The commercials for Greyhound bus company in 1961 paint an idyllic portrait: happy families riding on buses, partaking in beautiful landscapes outside their windows. Slogans set to music extolling the comforts of going Greyhound.

Stanley Nelson uses these advertisements to great effect in his documentary, “Freedom Riders,” a PBS “American Experience” film that debuts at 9 p.m. Monday.

The filmmaker contrasts those images with black and white still photographs showing a very different travel experience for black passengers. Those photographs show black travelers jammed together in the rear of the buses. Inside the terminals, whites only and colored only signs spell out the cruel inequities of the segregated South.

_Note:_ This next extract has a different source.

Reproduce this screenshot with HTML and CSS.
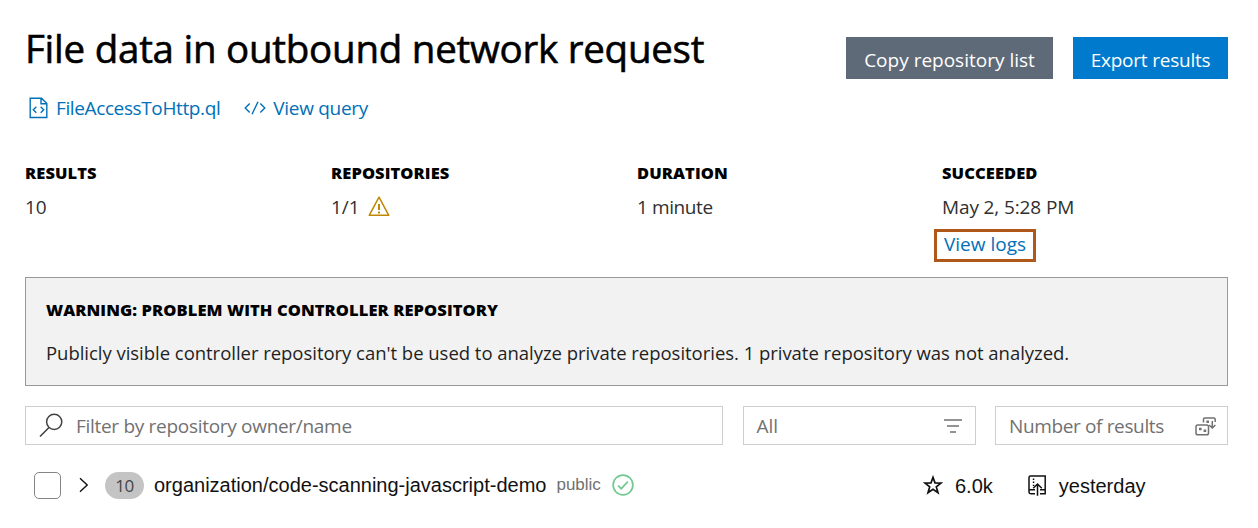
FILE: index.html
```html
<!DOCTYPE html>
<html lang="en">
<head>
<meta charset="utf-8">
<title>Variant analysis results</title>
<link rel="stylesheet" href="styles.css">
</head>
<body>
<main class="page">
  <header class="header">
    <div class="heading">
      <h1 class="title">File data in outbound network request</h1>
      <nav class="links">
        <a class="link"><svg class="file-icon" width="20" height="22" viewBox="0 0 20 22" fill="none" stroke="currentColor" stroke-width="1.4"><path d="M1.2 1.2h11.3l5.3 5.3v14H1.2z M12 1.2v5.6h5.8 M7.3 9.8l-3 3 3 3 M11.7 9.8l3 3-3 3"/></svg><span class="file-name">FileAccessToHttp.ql</span></a>
        <a class="link"><svg class="code-icon" width="22" height="14" viewBox="0 0 22 14" fill="none" stroke="currentColor" stroke-width="1.4"><path d="M5.7 2.4L1.2 6.9l4.5 4.5 M16.3 2.4l4.5 4.5-4.5 4.5 M14 .8L8 13.2"/></svg><span class="view-query">View query</span></a>
      </nav>
    </div>
    <div class="actions">
      <button class="button secondary"><span class="copy-label">Copy repository list</span></button>
      <button class="button primary"><span class="export-label">Export results</span></button>
    </div>
  </header>

  <section class="stats">
    <div class="stat"><h2 class="stat-title">Results</h2><div class="stat-value">10</div></div>
    <div class="stat"><h2 class="stat-title">Repositories</h2><div class="stat-value"><span class="ratio">1/1</span><svg class="warning-icon" width="22" height="21" viewBox="0 0 22 21" fill="none" stroke="currentColor" stroke-width="1.5" stroke-linejoin="round"><path d="M11 1.2L20.8 19.3H1.2z"/><path d="M11 8v6 M11 15.4v2" stroke-width="2"/></svg></div></div>
    <div class="stat"><h2 class="stat-title">Duration</h2><div class="stat-value minute">1 minute</div></div>
    <div class="stat"><h2 class="stat-title">Succeeded</h2><div class="stat-value date">May 2, 5:28 PM</div><a class="logs"><span>View logs</span></a></div>
  </section>

  <section class="alert">
    <h2 class="alert-title">Warning: Problem with controller repository</h2>
    <p class="alert-text">Publicly visible controller repository can't be used to analyze private repositories. 1 private repository was not analyzed.</p>
  </section>

  <section class="filters">
    <div class="field search"><svg width="26" height="26" viewBox="0 0 26 26" fill="none" stroke="currentColor" stroke-width="1.5"><circle cx="16.2" cy="8.8" r="7.6"/><path d="M11 14.4L2 23.6"/></svg><span class="placeholder">Filter by repository owner/name</span></div>
    <div class="field select"><span>All</span><svg class="filter-icon" width="18" height="14" viewBox="0 0 18 14" fill="none" stroke="currentColor" stroke-width="1.5"><path d="M0 1h18 M3 7h12 M6 13h6"/></svg></div>
    <div class="field select"><span class="sort-label">Number of results</span><svg class="sort-icon" width="22" height="19" viewBox="0 0 22 19" fill="none" stroke="currentColor" stroke-width="1.5"><rect x="1" y="8" width="12.5" height="9.8" rx="1.8"/><path d="M8.5 5.5V2.3Q8.5 1 9.8 1h9Q20.2 1 20.2 2.3V5 M17.3 4v6.7 M14.2 8l3.1 3 3.1-3"/><path d="M4 10.7h2.6v2.6H4z M8.6 12.5h2.6v2.6H8.6z M11.4 3.5H14v2.6h-2.6z" fill="currentColor" stroke="none"/></svg></div>
  </section>

  <section class="row">
    <div class="row-main">
      <span class="checkbox"></span>
      <svg class="chevron" width="10" height="16" viewBox="0 0 10 16" fill="none" stroke="currentColor" stroke-width="1.4"><path d="M1 1.2L8.2 8 1 14.8"/></svg>
      <span class="badge">10</span>
      <span class="repo">organization/code-scanning-javascript-demo</span>
      <span class="visibility">public</span>
      <svg class="check" width="22" height="22" viewBox="0 0 22 22" fill="none" stroke="currentColor" stroke-width="1.7"><circle cx="11" cy="11" r="9.9"/><path d="M6.1 11.6l3.2 3.1 6.5-7"/></svg>
    </div>
    <div class="row-meta">
      <svg class="star" width="20" height="20" viewBox="0 0 20 20" fill="none" stroke="currentColor" stroke-width="1.7"><path d="M10 2.4l2 5.5 6 .2-4.7 3.7 1.7 5.9-5-3.4-5 3.4 1.7-5.9L2 8.1l6-.2z"/></svg>
      <span class="star-count">6.0k</span>
      <svg class="repo-push" width="19" height="21" viewBox="0 0 19 21" fill="none" stroke="currentColor" stroke-width="1.5"><path d="M7 18.8H3.2Q1 18.8 1 16.6V2.5Q1 1 2.5 1h14.7v17.8H12 M1 14.8h6 M12 14.8h5 M9.5 20.8V9 M5.2 13.2l4.3-4.2 4.3 4.2"/><path d="M4.8 3.4h1.5v1.5H4.8z M4.8 6.6h1.5v1.5H4.8z M4.8 9.8h1.5V11H4.8z" fill="currentColor" stroke="none"/></svg>
      <span class="updated">yesterday</span>
    </div>
  </section>
</main>
</body>
</html>
```
FILE: styles.css
```css
* { box-sizing: border-box; }
body {
  margin: 0;
  background: #fff;
  color: #303030;
  font: 19px/26px "Open Sans", "Noto Sans", sans-serif;
  white-space: nowrap;
}
svg { flex: none; }
.page { padding: 26px 30px 0 25px; }
.header { display: flex; justify-content: space-between; height: 136px; }
.title { margin: 0; color: #000; font-size: 38.5px; line-height: 45px; font-weight: 500; letter-spacing: -0.25px; -webkit-text-stroke: 0.6px #000; }
.links { display: flex; gap: 24px; margin-top: 24px; }
.link { display: flex; align-items: center; color: #0070b8; }
.file-icon { margin: 0 7px 0 4px; }
.file-name { letter-spacing: -0.38px; }
.code-icon { margin-right: 7px; }
.view-query { letter-spacing: -0.3px; }
.actions { display: flex; gap: 20px; padding-top: 11px; }
.button { height: 42px; border: 0; padding: 4px 0 0; color: #fff; font: inherit; }
.secondary { width: 207px; background: #5f6a79; }
.primary { width: 155px; background: #007acc; }
.export-label { letter-spacing: -0.22px; }
.stats { display: grid; grid-template-columns: 306px 306px 305px 1fr; height: 115px; }
.stat-title, .alert-title { margin: 0; color: #000; font-size: 16.5px; line-height: 22px; font-weight: 800; letter-spacing: 0.08px; text-transform: uppercase; }
.stat-value { display: flex; align-items: center; height: 26px; margin-top: 10px; }
.minute { letter-spacing: -0.4px; }
.date { letter-spacing: -0.12px; }
.warning-icon { color: #bf8803; margin: -1px 0 0 8px; }
.logs { display: flex; justify-content: center; align-items: center; width: 102px; height: 33px; margin: 9px 0 0 -8px; border: 3px solid #b0571a; color: #0070b8; }
.logs span { margin-top: -3px; }
.alert { height: 109px; border: 1px solid #999; background: #f2f2f2; padding: 21px 20px; }
.alert-text { margin: 19px 0 0; color: #1f1f1f; font-size: 18.5px; letter-spacing: -0.03px; }
.filters { display: grid; grid-template-columns: 698px 233px 233px; justify-content: space-between; margin-top: 20px; }
.field { display: flex; align-items: center; height: 39px; border: 1px solid #cecece; color: #717171; }
.search { padding-left: 12px; gap: 12px; }
.search svg { color: #444; }
.placeholder { letter-spacing: -0.3px; }
.select { justify-content: space-between; padding: 0 13px 0 13px; }
.sort-label { letter-spacing: -0.36px; }
.sort-icon { margin: 2px -3px 0 0; }
.row { display: flex; margin-top: 20px; height: 40px; font-family: "Liberation Sans", Arial, sans-serif; font-size: 20px; color: #111; }
.row-main, .row-meta { display: flex; align-items: center; }
.row-main { width: 898px; padding-left: 9px; }
.checkbox { width: 27px; height: 27px; border: 1px solid #858585; border-radius: 5px; }
.chevron { margin: 0 16px 0 18px; }
.badge { width: 39px; height: 27px; border-radius: 14px; background: #c4c4c4; color: #444; font: 17px/28px "Open Sans", sans-serif; letter-spacing: -0.5px; text-align: center; }
.repo { margin-left: 10px; }
.visibility { margin-left: 10px; color: #717171; font-size: 17px; }
.check { color: #73c991; margin-left: 11px; }
.star-count { margin: 1px 35px 0 12px; }
.updated { margin: 1px 0 0 12px; }
```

“Freedom Riders” recounts the efforts of more than 400 black and white Americans who in 1961 rode Greyhound and Trailways buses into the deep South to test the enforcement of federal desegregation laws.

The native New Yorker uses never-before-seen footage from that era and interviews with dozens of Freedom Riders, many of whom were college students trained in nonviolent protest techniques. The film traces the riders’ harrowing experiences in Alabama, where they were beaten and jailed; and their time in Mississippi, where state officials jailed more than 300 Freedom Riders for “breach of the peace.”

Meanwhile, their attackers escaped serious prosecution and jail time, despite press footage showing their faces.

The Freedom Riders’ efforts resulted in a ruling by the Interstate Commerce Commission in the fall of 1961 outlawing discrimination in interstate travel.

Nelson’s film is based on the book, “Freedom Riders: 1961 and the Struggle for Racial Justice,” by historian Raymond Arsenault. A 2002 MacArthur Fellow, Nelson’s documentary credits include “Wounded Knee,” the story of the 1973 standoff at the Pine Ridge Reservation; “Jonestown: The Life and Death of People’s Temple,” and “The Murder of Emmett Till.” Emmett was a 14-year-old Chicago boy who was tortured and lynched by white racists after he was accused of whistling at a white woman. The boy was in Money, Miss., visiting relatives for the summer.

Nelson, 59, recently spoke to the AJC about “Freedom Riders.”

Q: How did you come to make this film?

A: I was asked by “American Experience” to look into making it. I immediately said yes, yes, yes! I was really intrigued about making a film about one piece of [the civil rights] movement.

Q: What’s the significance of the Freedom Rides?

A: The Freedom Rides set so many precedents. It was the first time you had this kind of national movement. North and South, young and old and East and West were part of it. [The Freedom Riders movement] pulled the federal government in ... [President John F. Kennedy called in federal troops to protect riders and community members who were trapped inside a Montgomery church with an angry mob.] The whole piece with Martin Luther King Jr. on the phone with Kennedy [from the church basement]. All that made it fascinating and it was a story that would repeat itself.

Q: The Freedom Riders were ordinary people who decided to take action. What was it like to tell their story?

A: They are incredible people. That’s been for me the greatest joy in making this film — being able to screen the film with the Freedom Riders. They always get a standing ovation. For me, I know that I wouldn’t be up on stage as an African-American filmmaker if it were not for their sacrifices. This film moves people in a way that other films I’ve worked on haven’t. It touches everyone.”

Q: What surprised you in making this film?

A: It had so many twists and turns. It showed the worst of America and best of America. The most surprising elements were the national and international ramifications of the Freedom Rides. On one hand, you had the [Freedom Rides] starting with 13 people. On the other hand, you had the Kennedys worried about them as Russia and Cuba were in the headlines.” At the time of the Freedom Rides, President Kennedy was preparing to go to Vienna to meet with Soviet Union leader Nikita Khrushchev. Kennedy was also dealing with conflicts in Cuba.

Q: What’s the film’s lesson?

A: For one, I’d like young people to know their history and see the courage of their forefathers and mothers. Two, change comes if you stand up and make change. Young people haven’t seen it happen. We’re 50 years from the Freedom Rides and 40 years ago from the rest of the civil rights movement. You can be 45 years old and have never seen any of this happen.”

“I wanted [to make] a film that was accessible for young people. These people got on a bus and changed forever those signs that were there for generations —the colored-only signs. They started that movement and started that change.”